Kentucky ER doctor says meth overdoses becoming growing problem as opiates level off
The number of methamphetamine overdoses coming into the University of Kentucky's emergency department is climbing dramatically, according to one emergency room doctor.
"I think the brand we see seems to be more potent and the patients are very labor intensive," UK emergency room Dr. Charles Eckerline told WKYT Investigates. "They come in very agitated, very stimulated. They require sedation, oftentimes restraints and usually a prolonged period of observation before it's safe to be discharged. So they tie up an inordinate amount of emergency medicine."
Methamphetamine has been a popular drug for a long time, but recently, the state crime lab said meth, or the more potent "crystal meth" has overtaken heroin in Kentucky.
Last year, methamphetamine contributed to more than double of 2017's total -- in about 29 percent of deaths.
Eckerline also said patients who overdose on meth cause a different kind of reaction in the ER.
"These patients are a potential threat to themselves as well as the staff. So they often require physical or chemical restraint until they can wear off the drug and get back to their normal self," he said.
Dr. Eckerline sat down with WKYT Investigates in the summer of 2016 when carfentanyl was hitting Lexington streets.

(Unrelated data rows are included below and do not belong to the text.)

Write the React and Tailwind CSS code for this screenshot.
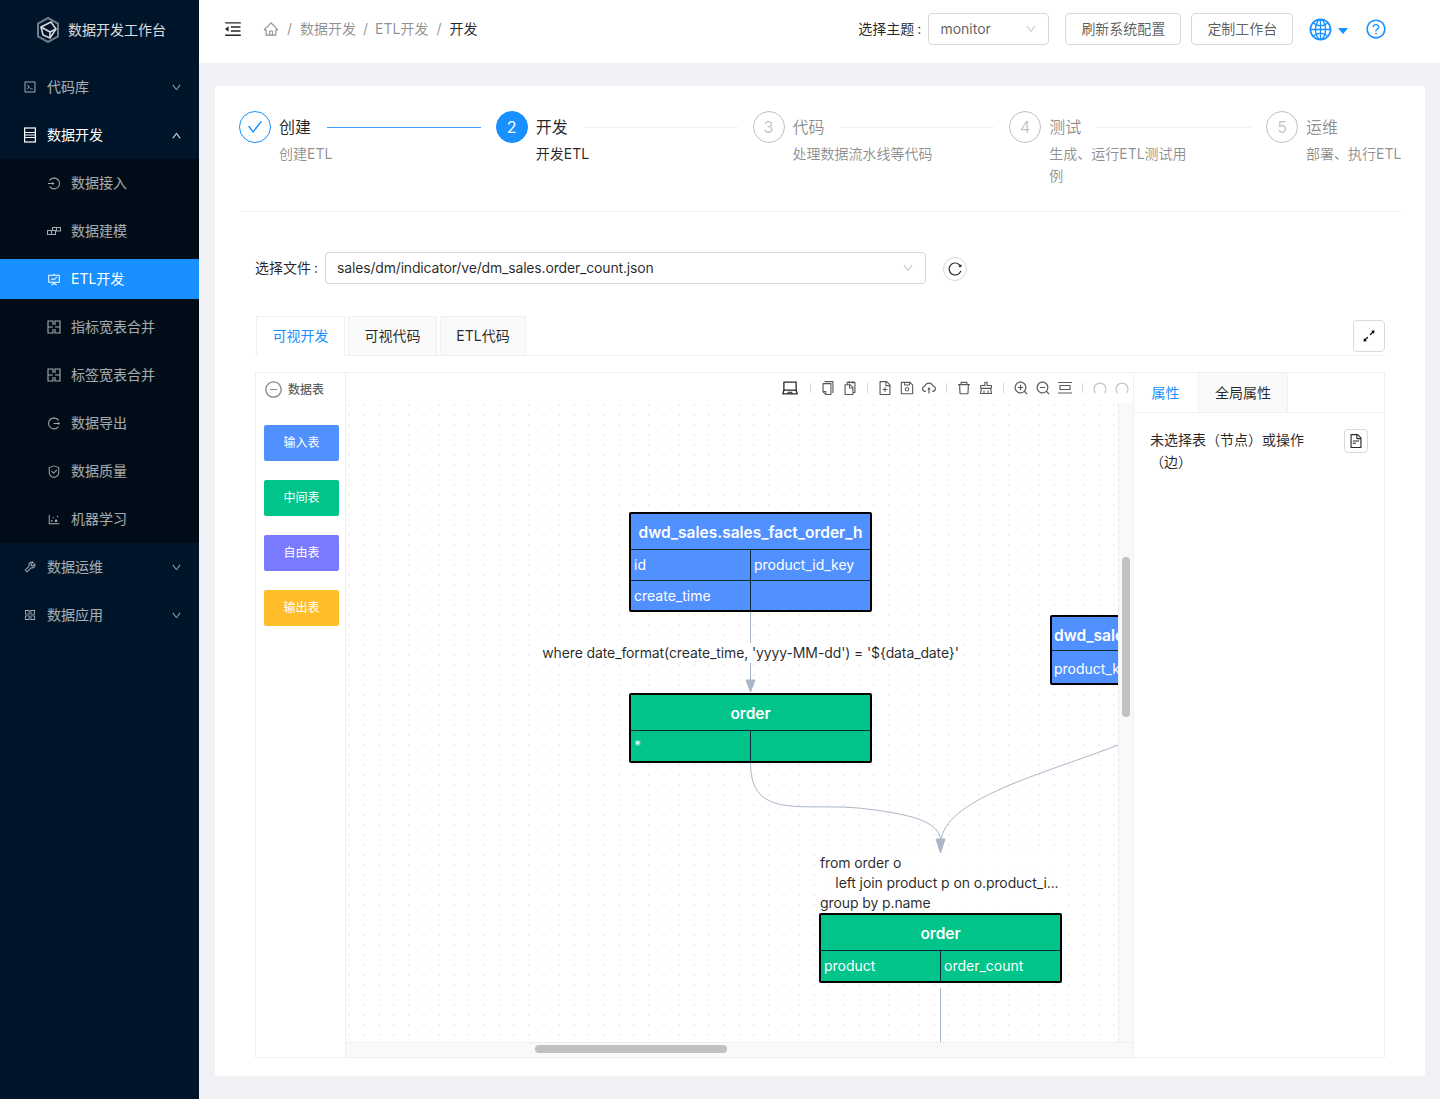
import {
    AiOutlineAppstore, AiOutlineArrowsAlt, AiOutlineCheck, AiOutlineClear, AiOutlineCloudUpload, AiOutlineCode,
    AiOutlineCopy, AiOutlineDelete, AiOutlineDown, AiOutlineFileText, AiOutlineFundProjectionScreen, AiOutlineGlobal,
    AiOutlineHome, AiOutlineLaptop, AiOutlineLogin, AiOutlineLogout, AiOutlineMenuFold, AiOutlineMinusCircle,
    AiOutlineQuestionCircle, AiOutlineReload, AiOutlineSafety, AiOutlineSave, AiOutlineSnippets, AiOutlineTool,
    AiOutlineUp, AiOutlineZoomIn, AiOutlineZoomOut, AiOutlineDotChart, AiOutlineFileAdd, AiFillCaretDown,
} from "react-icons/ai";

const Logo = () => (
    <svg width="24" height="26" viewBox="0 0 24 26" fill="none" stroke="#d5dae0" strokeWidth="1.6">
        <path d="M12 1l10 5.500v13L12 25 2 19.500v-13z" stroke="#6f7d8c" strokeWidth="2"/>
        <path d="M5 10l10-5 5 7-6 9-7-3z"/>
        <path d="M5 10l9 5 6-3M14 15v6"/>
    </svg>
);

const DbIcon = () => (
    <svg width="14" height="16" viewBox="0 0 14 16" fill="none" stroke="currentColor" strokeWidth="1.2">
        <rect x="1.600" y="1" width="10.800" height="14"/>
        <path d="M1.600 5.500h10.800M1.600 8h10.800M1.600 10.500h10.800"/>
    </svg>
);

const ModelIcon = () => (
    <svg width="14" height="14" viewBox="0 0 14 14" fill="none" stroke="currentColor" strokeWidth="1.100">
        <path d="M.5 6.500h8v4h-8zM4.500 6.500v4M5.500 6.500v-3h8v3.500h-5M9.500 3.500v3"/>
    </svg>
);

const MergeIcon = () => (
    <svg width="14" height="14" viewBox="0 0 14 14" fill="none" stroke="currentColor" strokeWidth="1.100">
        <path d="M6 5V1H1v12h5V9M1 7h5M8 5V1h5v12H8V9M8 7h5"/>
    </svg>
);

const CenterIcon = () => (
    <svg width="16" height="14" viewBox="0 0 16 14" fill="none" stroke="currentColor" strokeWidth="1.100">
        <path d="M1 1.500h14M3 4.500h10v4H3zM1 12h14"/>
    </svg>
);

const ArcIcon = () => (
    <svg width="16" height="14" viewBox="0 0 16 14" fill="none" stroke="#c4c4c4" strokeWidth="1.200">
        <path d="M3.500 12A6 6 0 1 1 12.500 12"/>
    </svg>
);

const menuTop = [
    {label: "代码库", icon: <AiOutlineCode size={16}/>},
];
const subMenu = [
    {label: "数据接入", icon: <AiOutlineLogin size={17}/>},
    {label: "数据建模", icon: <ModelIcon/>},
    {label: "ETL开发", icon: <AiOutlineFundProjectionScreen size={17}/>, active: true},
    {label: "指标宽表合并", icon: <MergeIcon/>},
    {label: "标签宽表合并", icon: <MergeIcon/>},
    {label: "数据导出", icon: <AiOutlineLogout size={17}/>},
    {label: "数据质量", icon: <AiOutlineSafety size={17}/>},
    {label: "机器学习", icon: <AiOutlineDotChart size={17}/>},
];
const menuBottom = [
    {label: "数据运维", icon: <AiOutlineTool size={16}/>},
    {label: "数据应用", icon: <AiOutlineAppstore size={16}/>},
];

const steps = [
    {no: 1, title: "创建", desc: "创建ETL", state: "done"},
    {no: 2, title: "开发", desc: "开发ETL", state: "active"},
    {no: 3, title: "代码", desc: "处理数据流水线等代码"},
    {no: 4, title: "测试", desc: "生成、运行ETL测试用例"},
    {no: 5, title: "运维", desc: "部署、执行ETL", last: true},
];

function MenuRow({item, open, bright}) {
    return (
        <div className={`flex items-center h-12 pl-[23px] pr-[17px] text-sm ${bright ? "text-white" : "text-white/65"}`}>
            <span className="w-[14px] mr-[10px] flex justify-center">{item.icon}</span>
            <span className="flex-1">{item.label}</span>
            {open ? <AiOutlineUp size={11}/> : <AiOutlineDown size={11}/>}
        </div>
    );
}

function Sidebar() {
    return (
        <aside className="w-[199px] shrink-0 bg-[#001529]">
            <div className="h-[63px] flex items-center pl-9 pb-[3px] text-sm text-white/85">
                <Logo/>
                <span className="ml-[8px]">数据开发工作台</span>
            </div>
            {menuTop.map((item) => <MenuRow key={item.label} item={item}/>)}
            <MenuRow item={{label: "数据开发", icon: <DbIcon/>}} open bright/>
            <div className="bg-[#000c17] h-[384px] py-1">
                {subMenu.map((item) => (
                    <div
                        key={item.label}
                        className={`flex items-center h-10 mb-2 pl-[47px] text-sm ${item.active ? "bg-[#1890ff] text-white" : "text-white/65"}`}>
                        <span className="w-[14px] mr-[10px] flex justify-center">{item.icon}</span>
                        {item.label}
                    </div>
                ))}
            </div>
            {menuBottom.map((item) => <MenuRow key={item.label} item={item}/>)}
        </aside>
    );
}

function Header() {
    return (
        <header className="h-[63px] bg-white flex items-center pl-[24px] pr-[53px] pb-[5px] text-sm">
            <AiOutlineMenuFold size={20} className="text-black/85"/>
            <div className="flex items-center ml-[20px] text-black/45">
                <AiOutlineHome size={16}/>
                <span className="mx-[8px]">/</span>
                <span>数据开发</span>
                <span className="mx-[7px]">/</span>
                <span>ETL开发</span>
                <span className="mx-[8px]">/</span>
                <span className="text-black/85">开发</span>
            </div>
            <div className="flex-1"/>
            <span className="text-black/85">选择主题<span className="ml-[3px]">:</span></span>
            <div className="ml-[7px] w-[121px] h-8 border border-[#d9d9d9] rounded-sm flex items-center justify-between pl-[11px] pr-[11px] text-black/65">
                monitor
                <AiOutlineDown size={12} className="text-black/25"/>
            </div>
            <button className="ml-4 w-[116px] h-8 border border-[#d9d9d9] rounded-sm text-black/65">刷新系统配置</button>
            <button className="ml-[10px] w-[102px] h-8 border border-[#d9d9d9] rounded-sm text-black/65">定制工作台</button>
            <AiOutlineGlobal size={25} className="ml-[15px] text-[#1890ff]"/>
            <AiFillCaretDown size={14} className="ml-[3px] mt-1 text-[#1890ff]"/>
            <AiOutlineQuestionCircle size={22} className="ml-[15px] text-[#1890ff]"/>
        </header>
    );
}

function Steps() {
    return (
        <div className="flex pl-6 pr-6">
            {steps.map((step) => (
                <div key={step.no} className={`flex ${step.last ? "flex-1" : "w-[256.75px] pr-[15px]"}`}>
                    <div className={`w-8 h-8 shrink-0 rounded-full flex items-center justify-center mr-2 border text-base ${
                        step.state === "done" ? "border-[#1890ff] text-[#1890ff]" :
                        step.state === "active" ? "border-[#1890ff] bg-[#1890ff] text-white" : "border-black/25 text-black/25"
                    }`}>
                        {step.state === "done" ? <AiOutlineCheck size={18}/> : step.no}
                    </div>
                    <div className="flex-1 min-w-0">
                        <div className="flex items-center h-8">
                            <span className={`text-base ${step.state ? "text-black/85" : "text-black/45"}`}>{step.title}</span>
                            {!step.last && (
                                <span className={`flex-1 h-px ml-4 ${step.state === "done" ? "bg-[#40a0ff]" : "bg-[#f0f0f0]"}`}/>
                            )}
                        </div>
                        <div className={`text-sm leading-[22px] ${step.last ? "whitespace-nowrap" : "max-w-[140px]"} ${step.state === "active" ? "text-black/85" : "text-black/45"}`}>
                            {step.desc}
                        </div>
                    </div>
                </div>
            ))}
        </div>
    );
}

function TableNode({title, rows, className, bg}) {
    return (
        <div className={`absolute border-2 border-black rounded-[2px] text-white overflow-hidden ${bg} ${className}`}>
            <div className="flex items-center justify-center h-9 pt-[3px] font-semibold text-[15.5px] border-b border-[#0b2b3d] whitespace-nowrap">{title}</div>
            {rows.map((row, index) => (
                <div key={index} className={`flex text-sm h-[30px] leading-[30px] ${index > 0 ? "border-t border-[#0b2b3d]" : ""}`}>
                    <div className="w-[120px] pl-[3px] border-r border-[#0b2b3d]">{row[0]}</div>
                    <div className="flex-1 pl-[3px]">{row[1]}</div>
                </div>
            ))}
        </div>
    );
}

function Toolbar() {
    const cls = "text-[#595959]";
    const Sep = () => <span className="w-px h-[10px] bg-[#d9d9d9] mx-[3px]"/>;
    return (
        <div className="h-[30px] flex items-center justify-end pr-[3px] gap-[6px]">
            <AiOutlineLaptop size={18} className="text-[#262626] mr-[2px]"/>
            <Sep/>
            <AiOutlineCopy size={16} className={cls}/>
            <AiOutlineSnippets size={16} className={cls}/>
            <Sep/>
            <AiOutlineFileAdd size={16} className={cls}/>
            <AiOutlineSave size={16} className={cls}/>
            <AiOutlineCloudUpload size={16} className={cls}/>
            <Sep/>
            <AiOutlineDelete size={16} className={cls}/>
            <AiOutlineClear size={16} className={cls}/>
            <Sep/>
            <AiOutlineZoomIn size={16} className={cls}/>
            <AiOutlineZoomOut size={16} className={cls}/>
            <span className={cls}><CenterIcon/></span>
            <Sep/>
            <ArcIcon/>
            <ArcIcon/>
        </div>
    );
}

function Canvas() {
    return (
        <div className="relative h-[639px] overflow-hidden bg-[radial-gradient(#c4c4c4_0.7px,transparent_0.8px)] bg-[size:15px_10px] bg-[position:-4.500px_-3px]">
            <svg className="absolute left-[1px] top-0" width="771" height="639" fill="none" stroke="#a9b6c6" strokeWidth="1">
                <path d="M403.500 209V280"/>
                <path d="M403.500 360C403.500 420 460 398 520 406C570 412 594 420 594 440"/>
                <path d="M771 342C700 370 594 396 594 440"/>
                <path d="M593.500 585V639"/>
                <path d="M403.500 289l-4.500-12h9z" fill="#a9b6c6"/>
                <path d="M593.500 450l-4.500-14h9z" fill="#a9b6c6"/>
            </svg>
            <div className="absolute left-[196px] top-[240px] w-[417px] text-sm leading-5 tracking-[-0.115px] text-black/85 bg-white whitespace-nowrap text-center">
                {"where date_format(create_time, 'yyyy-MM-dd') = '${data_date}'"}
            </div>
            <TableNode
                title="dwd_sales.sales_fact_order_h"
                rows={[["id", "product_id_key"], ["create_time", ""]]}
                bg="bg-[#5090ff]"
                className="left-[283px] top-[109px] w-[243px]"/>
            <TableNode
                title="order"
                rows={[["*", ""]]}
                bg="bg-[#00c48a]"
                className="left-[283px] top-[290px] w-[243px]"/>
            <div className="absolute left-[474px] top-[450px] text-sm leading-5 tracking-[-0.1px] text-black/85 bg-white/80 whitespace-pre">
                {"from order o\n    left join product p on o.product_i...\ngroup by p.name"}
            </div>
            <TableNode
                title="order"
                rows={[["product", "order_count"]]}
                bg="bg-[#00c48a]"
                className="left-[473px] top-[510px] w-[243px]"/>
            <div className="absolute left-[704px] top-[212px] w-[120px] h-[70px] border-2 border-black rounded-[2px] bg-[#5090ff] text-white">
                <div className="h-[34px] leading-[37px] pl-[2px] font-semibold text-[15.5px] border-b border-[#0b2b3d]">dwd_sales</div>
                <div className="h-[32px] leading-[35px] pl-[2px] text-sm">product_key</div>
            </div>
        </div>
    );
}

function Editor() {
    return (
        <div className="mx-10 mt-[16px] h-[686px] border border-[#f0f0f0] flex">
            <div className="w-[90px] shrink-0 border-r border-[#f0f0f0]">
                <div className="flex items-center h-[33px] pl-[8px] text-xs font-medium text-black/65">
                    <AiOutlineMinusCircle size={19} className="text-[#8c8c8c] mr-[5px]"/>
                    数据表
                </div>
                <div className="flex flex-col gap-[19px] mt-[19px] pl-[8px]">
                    <div className="w-[75px] h-9 rounded-[2px] bg-[#5090ff] text-white text-xs flex items-center justify-center">输入表</div>
                    <div className="w-[75px] h-9 rounded-[2px] bg-[#00c48a] text-white text-xs flex items-center justify-center">中间表</div>
                    <div className="w-[75px] h-9 rounded-[2px] bg-[#7a7aff] text-white text-xs flex items-center justify-center">自由表</div>
                    <div className="w-[75px] h-9 rounded-[2px] bg-[#ffbd2a] text-white text-xs flex items-center justify-center">输出表</div>
                </div>
            </div>
            <div className="w-[788px] shrink-0 border-r border-[#f0f0f0]">
                <Toolbar/>
                <div className="flex">
                    <div className="w-[772px]"><Canvas/></div>
                    <div className="w-[15px] h-[639px] bg-[#f8f9f9] border-l border-[#eeeeee] pt-[154px] flex justify-center">
                        <div className="w-2 h-[160px] rounded bg-[#c1c1c1]"/>
                    </div>
                </div>
                <div className="h-[15px] bg-[#f8f9f9] border-t border-[#eeeeee] pt-[2px] pl-[189px]">
                    <div className="w-[192px] h-2 rounded bg-[#c1c1c1]"/>
                </div>
            </div>
            <div className="flex-1">
                <div className="flex h-[40px] border-b border-[#f0f0f0] text-sm">
                    <div className="w-[63px] flex items-center justify-center text-[#1890ff]">属性</div>
                    <div className="ml-px w-[90px] flex items-center justify-center bg-[#fafafa] border-x border-[#f0f0f0] text-black/85">全局属性</div>
                </div>
                <div className="flex pl-4 pr-4 pt-[16px] text-sm leading-[22px] text-black/85">
                    <div className="w-[160px] flex-1 pr-[30px]">未选择表（节点）或操作（边）</div>
                    <div className="w-6 h-6 shrink-0 border border-[#d9d9d9] rounded-sm flex items-center justify-center">
                        <AiOutlineFileText size={16}/>
                    </div>
                </div>
            </div>
        </div>
    );
}

function App() {
    return (
        <div className="flex h-screen overflow-hidden font-['Inter','Noto_Sans_CJK_SC',sans-serif]">
            <Sidebar/>
            <div className="flex-1 bg-[#f0f2f5]">
                <Header/>
                <div className="ml-4 mr-[15px] mt-[23px] h-[990px] bg-white pt-[25px]">
                    <div className="h-[100px]"><Steps/></div>
                    <div className="ml-[25px] mr-6 h-px bg-[#f0f0f0]"/>
                    <div className="flex items-center mt-10 pl-10 text-sm text-black/85">
                        选择文件<span className="ml-[3px]">:</span>
                        <div className="ml-[7px] w-[601px] h-8 border border-[#d9d9d9] rounded-sm flex items-center justify-between px-[11px] text-black/85">
                            <span className="tracking-[-0.17px]">sales/dm/indicator/ve/dm_sales.order_count.json</span>
                            <AiOutlineDown size={12} className="text-black/25"/>
                        </div>
                        <div className="ml-[17px] mt-[2px] w-6 h-6 rounded-full border border-[#d9d9d9] flex items-center justify-center">
                            <AiOutlineReload size={16}/>
                        </div>
                    </div>
                    <div className="flex items-end mt-8 mx-10 h-10 border-b border-[#f0f0f0] text-sm relative">
                        <div className="ml-px w-[89px] h-10 flex items-center justify-center border border-[#f0f0f0] border-b-white text-[#1890ff] -mb-px">可视开发</div>
                        <div className="ml-[3px] w-[89px] h-10 flex items-center justify-center bg-[#fafafa] border border-[#f0f0f0] text-black/85 -mb-px">可视代码</div>
                        <div className="ml-[3px] w-[86px] h-10 flex items-center justify-center bg-[#fafafa] border border-[#f0f0f0] text-black/85 -mb-px">ETL代码</div>
                        <div className="ml-auto mb-[3px] w-8 h-8 border border-[#d9d9d9] rounded-sm flex items-center justify-center">
                            <AiOutlineArrowsAlt size={16}/>
                        </div>
                    </div>
                    <Editor/>
                </div>
            </div>
        </div>
    );
}

export default App;
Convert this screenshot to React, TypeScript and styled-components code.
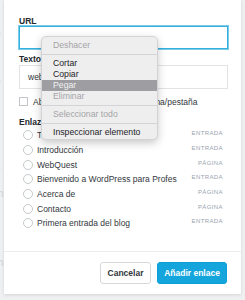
import styled, { createGlobalStyle } from "styled-components";

const GlobalStyle = createGlobalStyle`
  html, body {
    margin: 0;
    padding: 0;
    background: #eef0f2;
  }
  body {
    font-family: "Liberation Sans", Arial, sans-serif;
  }
`;

const Page = styled.div`
  position: relative;
  width: 245px;
  height: 300px;
  overflow: hidden;
  background: #eef0f2;
`;

const BackdropText = styled.div`
  display: flex;
  flex-direction: column;
  gap: 13px;
  padding: 28px 0 0 0;
  margin-left: -5px;
  color: #cfd3d7;
  font-size: 10px;
  line-height: 10px;
`;

const Modal = styled.div`
  position: absolute;
  left: 4px;
  top: 0;
  width: 237px;
  height: 294px;
  background: #fff;
  box-shadow: 0 1px 3px rgba(0, 0, 0, 0.12);
  display: flex;
  flex-direction: column;
`;

const Body = styled.div`
  flex: 1;
  padding: 16px 13px 0 15px;
  display: flex;
  flex-direction: column;
`;

const Label = styled.div<{ $top?: number }>`
  margin-top: ${(p) => p.$top ?? 0}px;
  height: 10px;
  line-height: 10px;
  font-size: 8.5px;
  font-weight: 700;
  color: #23282d;
  white-space: nowrap;
`;

const Input = styled.div<{ $focus?: boolean }>`
  box-sizing: border-box;
  height: ${(p) => (p.$focus ? 23 : 24)}px;
  margin-top: ${(p) => (p.$focus ? 0 : 1)}px;
  border: 1px solid ${(p) => (p.$focus ? "#34b0de" : "#e1e3e6")};
  box-shadow: ${(p) => (p.$focus ? "0 0 0 1px #7ccbea" : "none")};
  display: flex;
  align-items: center;
  padding-left: 8px;
  font-size: 8.5px;
  color: #32373c;
  white-space: nowrap;
  overflow: hidden;
`;

const CheckRow = styled.label`
  margin-top: 7px;
  height: 11px;
  display: flex;
  align-items: center;
  gap: 5px;
  font-size: 8.5px;
  color: #32373c;
  white-space: nowrap;
`;

const CheckBox = styled.span`
  box-sizing: border-box;
  width: 9px;
  height: 9px;
  border: 1px solid #c2c6ca;
  background: #fff;
`;

const List = styled.div`
  display: flex;
  flex-direction: column;
  padding: 1px 5px 0 4px;
`;

const Row = styled.div`
  height: 14.67px;
  display: flex;
  align-items: center;
  font-size: 8.5px;
  color: #32373c;
  white-space: nowrap;
`;

const Radio = styled.span`
  box-sizing: border-box;
  width: 10px;
  height: 10px;
  border-radius: 50%;
  border: 1px solid #c6cacd;
  margin-right: 4px;
  flex-shrink: 0;
`;

const Title = styled.span`
  flex: 1;
`;

const Tag = styled.span`
  font-size: 6px;
  letter-spacing: 0.4px;
  color: #97a3ae;
  padding-bottom: 4px;
`;

const Footer = styled.div`
  border-top: 1px solid #ebedef;
  padding: 10px 14px 10px 0;
  display: flex;
  justify-content: flex-end;
  gap: 6px;
`;

const Button = styled.button<{ $primary?: boolean }>`
  box-sizing: border-box;
  height: 22px;
  padding: 0;
  border-radius: 3px;
  border: 1px solid ${(p) => (p.$primary ? "#0aa0d6" : "#d6d9dc")};
  background: ${(p) => (p.$primary ? "#14a5dc" : "#fff")};
  color: ${(p) => (p.$primary ? "#fff" : "#32373c")};
  font-family: "Liberation Sans", Arial, sans-serif;
  font-size: 8.5px;
  font-weight: 700;
  white-space: nowrap;
  width: ${(p) => (p.$primary ? 70 : 51)}px;
`;

const Menu = styled.div`
  position: absolute;
  left: 41px;
  top: 36px;
  width: 117px;
  box-sizing: border-box;
  padding: 3px 0 1px;
  background: #eeeeef;
  border: 1px solid #d3d3d5;
  border-radius: 5px;
  box-shadow: 0 3px 9px rgba(0, 0, 0, 0.22);
`;

const MenuItem = styled.div<{ $disabled?: boolean; $active?: boolean }>`
  height: 11px;
  line-height: 11px;
  padding-left: 11px;
  font-size: 8.7px;
  color: ${(p) =>
    p.$active ? "#f2f2f2" : p.$disabled ? "#a4a4a6" : "#1d1d1f"};
  background: ${(p) => (p.$active ? "#9d9da2" : "transparent")};
  white-space: nowrap;
`;

const MenuSep = styled.div`
  height: 1px;
  margin: 3px 0;
  background: #d4d4d6;
`;

const links = [
  { title: "Tutoriales", type: "ENTRADA" },
  { title: "Introducción", type: "ENTRADA" },
  { title: "WebQuest", type: "PÁGINA" },
  { title: "Bienvenido a WordPress para Profes", type: "ENTRADA" },
  { title: "Acerca de", type: "PÁGINA" },
  { title: "Contacto", type: "PÁGINA" },
  { title: "Primera entrada del blog", type: "ENTRADA" },
];

const backdrop = ["o", "t", "a", "c", "s", "t", "e", "m", "j", "l", "m", "e"];

export default function App() {
  return (
    <Page>
      <GlobalStyle />
      <BackdropText>
        {backdrop.map((c, i) => (
          <span key={i}>{c}</span>
        ))}
      </BackdropText>

      <Modal>
        <Body>
          <Label>URL</Label>
          <Input $focus />
          <Label $top={5}>Texto</Label>
          <Input>webquest.es</Input>
          <CheckRow>
            <CheckBox />
            Abrir enlace en una nueva ventana/pestaña
          </CheckRow>
          <Label $top={10}>Enlazar a contenido existente</Label>
          <List>
            {links.map((l) => (
              <Row key={l.title}>
                <Radio />
                <Title>{l.title}</Title>
                <Tag>{l.type}</Tag>
              </Row>
            ))}
          </List>
        </Body>
        <Footer>
          <Button>Cancelar</Button>
          <Button $primary>Añadir enlace</Button>
        </Footer>
      </Modal>

      <Menu>
        <MenuItem $disabled>Deshacer</MenuItem>
        <MenuSep />
        <MenuItem>Cortar</MenuItem>
        <MenuItem>Copiar</MenuItem>
        <MenuItem $active>Pegar</MenuItem>
        <MenuItem $disabled>Eliminar</MenuItem>
        <MenuSep />
        <MenuItem $disabled>Seleccionar todo</MenuItem>
        <MenuSep />
        <MenuItem>Inspeccionar elemento</MenuItem>
      </Menu>
    </Page>
  );
}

Now, he said opioid overdoses seem to be leveling off, peaking in 2017. But Eckerline said opioid overdoses are far from gone.
"We're still seeing lots and lots of opioid ingestions, and we're seeing fatal ingestions, and unfortunately, we see a lot of fatal ingestions."
Eckerline said during his career he has seen most drug epidemics burn themselves out, but the opioid epidemic has been especially troubling despite it being past its peak.